If india was looking towards the general elections to clear some of the uncertainties that cloud the political horizon, it could not have been more baffled. The single largest party that derided the shaky coalition of 13 regional parties which preceded it as a "khichdi government" is now in power with the strangest of coalition partners and a truly fractured mandate.

While the United Front government had a common minimum programme, a reasonable claim to representing regional interests and a commitment to the basic tenets of the Indian Constitution, the Bharatiya Janata Party-led government is on a different turf altogether. It does not believe in the pluralistic cultural and national ethos enshrined in the Indian Constitution. The BJP has never fought shy of proclaiming its commitment to "Hindutva" though it has now toned down its shrill accents in deference to some of its allies. To confound confusion, it has been joined by some of the very United Front constituents which had vowed to fight its coming to power because of its declared pro-Hindu biases.

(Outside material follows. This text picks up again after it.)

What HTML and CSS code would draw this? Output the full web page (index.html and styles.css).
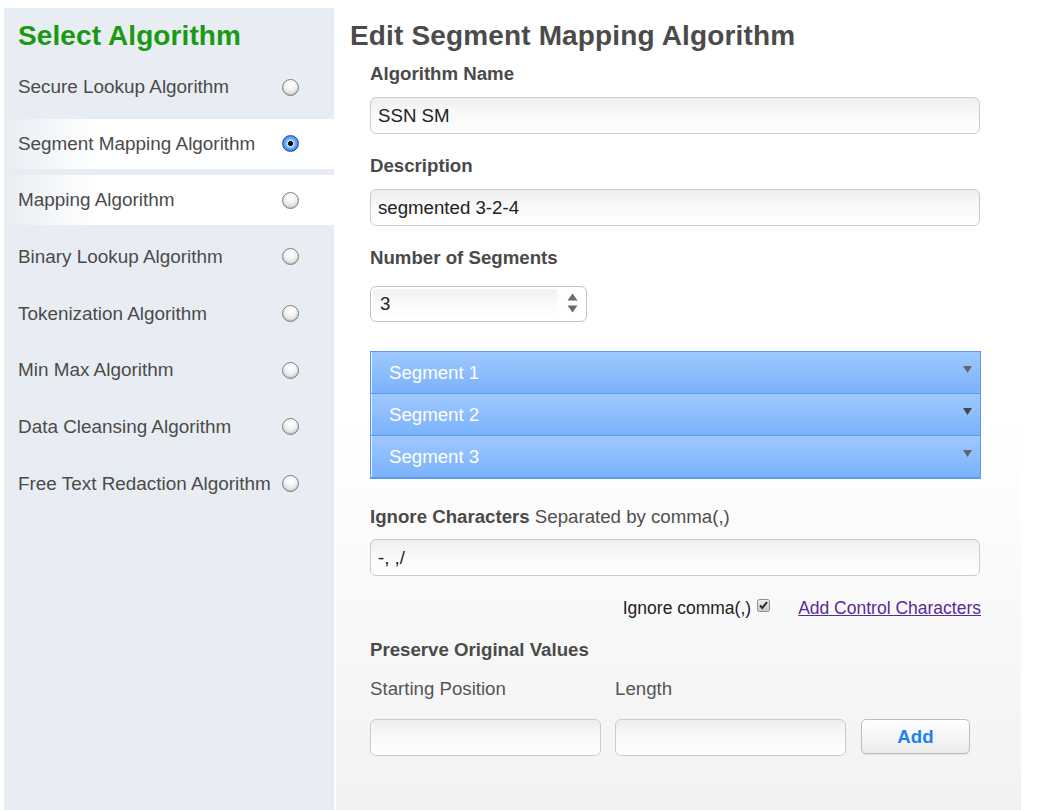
FILE: index.html
```html
<!DOCTYPE html>
<html lang="en">
<head>
<meta charset="utf-8">
<title>Edit Segment Mapping Algorithm</title>
<link rel="stylesheet" href="styles.css">
</head>
<body>
<div class="page">
  <aside class="sidebar">
    <h2 class="side-title">Select Algorithm</h2>
    <ul class="algo-list">
      <li class="algo"><span class="algo-name">Secure Lookup Algorithm</span><span class="radio"></span></li>
      <li class="algo highlight"><span class="algo-name">Segment Mapping Algorithm</span><span class="radio checked"></span></li>
      <li class="algo highlight"><span class="algo-name">Mapping Algorithm</span><span class="radio"></span></li>
      <li class="algo"><span class="algo-name">Binary Lookup Algorithm</span><span class="radio"></span></li>
      <li class="algo"><span class="algo-name">Tokenization Algorithm</span><span class="radio"></span></li>
      <li class="algo"><span class="algo-name">Min Max Algorithm</span><span class="radio"></span></li>
      <li class="algo"><span class="algo-name">Data Cleansing Algorithm</span><span class="radio"></span></li>
      <li class="algo"><span class="algo-name">Free Text Redaction Algorithm</span><span class="radio"></span></li>
    </ul>
  </aside>

  <main class="panel">
    <h1 class="panel-title">Edit Segment Mapping Algorithm</h1>
    <div class="form">
      <div class="field-label label-name">Algorithm Name</div>
      <div class="text-input input-name">SSN SM</div>

      <div class="field-label label-desc">Description</div>
      <div class="text-input input-desc">segmented 3-2-4</div>

      <div class="field-label label-count">Number of Segments</div>
      <div class="number-input">
        <div class="number-value">3</div>
        <svg class="spinner" width="11" height="20" viewBox="0 0 11 20"><polygon points="0.5,7.5 5.5,0.5 10.5,7.5" fill="#6e6b68"/><polygon points="0.5,12.5 10.5,12.5 5.5,19.5" fill="#6e6b68"/></svg>
      </div>

      <div class="accordion">
        <div class="seg"><span>Segment 1</span><svg class="caret" width="9" height="7" viewBox="0 0 9 7"><polygon points="0,0 9,0 4.5,7" fill="#666"/></svg></div>
        <div class="seg"><span>Segment 2</span><svg class="caret" width="9" height="7" viewBox="0 0 9 7"><polygon points="0,0 9,0 4.5,7" fill="#474747"/></svg></div>
        <div class="seg"><span>Segment 3</span><svg class="caret" width="9" height="7" viewBox="0 0 9 7"><polygon points="0,0 9,0 4.5,7" fill="#666"/></svg></div>
      </div>

      <div class="field-label label-ignore">Ignore Characters <span class="hint">Separated by comma(,)</span></div>
      <div class="text-input input-ignore">-, ,/</div>

      <div class="check-row">
        <span class="check-text">Ignore comma(,)</span>
        <svg class="checkbox" width="13" height="13" viewBox="0 0 13 13">
          <defs><linearGradient id="cb" x1="0" y1="0" x2="0" y2="1"><stop offset="0" stop-color="#ececec"/><stop offset="1" stop-color="#c9c9c9"/></linearGradient></defs>
          <rect x="0.5" y="0.5" width="12" height="12" rx="2" fill="url(#cb)" stroke="#8e8e8e"/>
          <path d="M3 6.5 L5.3 9 L10 3.2" fill="none" stroke="#2a2a2a" stroke-width="2"/>
        </svg>
        <a class="link" href="#">Add Control Characters</a>
      </div>

      <div class="field-label label-preserve">Preserve Original Values</div>
      <div class="pres-grid pres-labels">
        <span class="sub-label">Starting Position</span>
        <span class="sub-label">Length</span>
      </div>
      <div class="pres-grid pres-inputs">
        <div class="text-input small"></div>
        <div class="text-input small"></div>
        <button class="add-btn">Add</button>
      </div>
    </div>
  </main>
</div>
</body>
</html>
```

FILE: styles.css
```css
* { box-sizing: border-box; }

body {
  margin: 0;
  padding: 8px 0 0 4px;
  background: #fff;
  font-family: "Liberation Sans", Arial, sans-serif;
  overflow: hidden;
}

.page {
  display: flex;
  gap: 2px;
  height: 802px;
}

/* Sidebar */
.sidebar {
  width: 330px;
  background: #e8edf3;
}

.side-title {
  margin: 0;
  padding: 12px 14px 10px;
  font-size: 28px;
  line-height: 32px;
  font-weight: bold;
  color: #1a9a14;
  letter-spacing: 0.1px;
}

.algo-list {
  list-style: none;
  margin: 0;
  padding: 0;
  display: flex;
  flex-direction: column;
  gap: 6.67px;
}

.algo {
  height: 50px;
  display: flex;
  align-items: center;
  padding-left: 14px;
  font-size: 18.9px;
  color: #4b4b4b;
}

.algo.highlight {
  background: linear-gradient(to right, #e8edf3 0, #fff 92px);
}

.algo-name {
  width: 264px;
  white-space: nowrap;
}

.radio {
  width: 17px;
  height: 17px;
  border-radius: 50%;
  border: 1px solid #7e7e7e;
  background: radial-gradient(circle at 50% 30%, #fff 0, #f6f6f6 35%, #cdcdcd 100%);
  box-shadow: inset 0 -1px 1px rgba(0,0,0,0.15);
}

.radio.checked {
  border-color: #24529f;
  background: radial-gradient(circle at 50% 50%, #111 0, #111 2.2px, #c3e4ff 2.8px, #64aaf6 50%, #2563cf 100%);
}

/* Main panel */
.panel {
  width: 685px;
  padding: 12px 0 0 14px;
  background: linear-gradient(to bottom, #fff 0, #fff 52%, #f2f2f2 100%);
}

.panel-title {
  margin: 0;
  font-size: 28px;
  line-height: 32px;
  font-weight: bold;
  color: #4b4b4b;
  letter-spacing: 0.15px;
}

.form {
  padding-left: 20px;
  width: 631px;
}

.field-label {
  font-size: 18.67px;
  line-height: 22px;
  font-weight: bold;
  color: #4a4a4a;
}

.hint {
  font-weight: normal;
  color: #4f4f4f;
}

.label-name { margin-top: 11px; }
.label-desc { margin-top: 21px; }
.label-count { margin-top: 21px; }
.label-ignore { margin-top: 27px; }
.label-preserve { margin-top: 20px; }

.text-input {
  width: 610px;
  height: 37px;
  border: 1px solid #cbcbcb;
  border-radius: 6px;
  background: linear-gradient(to bottom, #eeeeee 0, #f9f9f9 45%, #fff 100%);
  padding-left: 7px;
  display: flex;
  align-items: center;
  font-size: 18.67px;
  color: #222;
}

.input-name, .input-desc { margin-top: 12px; }
.input-ignore { margin-top: 11px; }

.number-input {
  margin-top: 17px;
  width: 217px;
  height: 36px;
  border: 1px solid #c4c4c4;
  border-radius: 6px;
  background: #fff;
  display: flex;
  align-items: center;
  padding-left: 2px;
}

.number-value {
  width: 184px;
  height: 30px;
  padding-left: 7px;
  border-radius: 3px;
  background: linear-gradient(to bottom, #f0f0f0 0, #fafafa 50%, #fff 100%);
  display: flex;
  align-items: center;
  font-size: 18.67px;
  color: #222;
}

.spinner {
  margin-left: 10px;
  margin-top: -3px;
}

/* Accordion */
.accordion {
  margin-top: 29px;
  width: 611px;
  border: 1px solid #5a9bee;
}

.seg {
  height: 42px;
  display: flex;
  align-items: center;
  justify-content: space-between;
  padding: 0 8px 0 18px;
  background: linear-gradient(to bottom, #9fc8ff 0, #7ab2fb 100%);
  border-bottom: 1px solid #5d9ae6;
  box-shadow: inset 1px 0 0 rgba(255,255,255,0.75);
  color: #fff;
  font-size: 18.67px;
}

.caret {
  align-self: flex-start;
  margin-top: 14px;
}

/* Checkbox row */
.check-row {
  margin-top: 21px;
  width: 611px;
  display: flex;
  justify-content: flex-end;
  align-items: center;
  font-size: 17.5px;
  line-height: 22px;
}

.check-text { color: #222; }

.checkbox {
  margin-left: 6px;
  margin-bottom: 6px;
}

.link {
  margin-left: 28px;
  color: #5a2a96;
  text-decoration: underline;
}

/* Preserve */
.pres-grid {
  display: grid;
  grid-template-columns: 231px 231px 110px;
  column-gap: 14px;
}

.pres-labels {
  margin-top: 17px;
  font-size: 18.67px;
  line-height: 22px;
  color: #555;
}

.pres-inputs {
  margin-top: 19px;
  align-items: start;
}

.text-input.small { width: 231px; }

.add-btn {
  justify-self: end;
  width: 109px;
  height: 35px;
  border: 1px solid #bdbdbd;
  border-radius: 5px;
  background: linear-gradient(to bottom, #fff 0, #f4f4f4 60%, #e9e9e9 100%);
  box-shadow: 0 1px 1px rgba(0,0,0,0.08);
  font-family: "Liberation Sans", Arial, sans-serif;
  font-size: 18.67px;
  font-weight: bold;
  color: #1f80f0;
  padding: 0;
}
```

Following the general elections, the BJP loudly thumped its chest and said the people had given it a clear mandate to rule. But it won only 178 of the 539 seats declared. Though it increased its share at the hosting, the BJP still has only a fourth of the total votes in the country. Despite working hard at wooing Scheduled Castes and Scheduled Tribes and the Muslim population before the elections, the BJP did not win a significant following among them. The BJP and its allies got 56 percent of upper caste votes and 42 percent of votes from "Other Backward Castes". But the SC/ST vote was only 25 percent, with the Muslim vote even lower at 7 percent. The SC/STs account for more than 22 percent of the countrys population, while Muslims make up 12 percent.

As for the allies – they include the imperious J. Jayalalitha and her followers, the firebrand erstwhile Congresswoman Mamta Bannerjee and her loyalists, the maverick trade unionist George Fernandes Samta Party, Punjabs Akali Dal, Ram Krishna Hegdes Lok Shakti, Navin Patnaiks Biju Janata Dal, the discredited Congress leader Sukh Rams Himachal Vikas Congress, the Shiv Sena of Maharashtra, Subramaniam Swamys Janata Party, and some prominent independents like Maneka Gandhi and Buta Singh. This coalition is made up of a virtual army of prima donnas that the bjp appears ill-equipped to manage.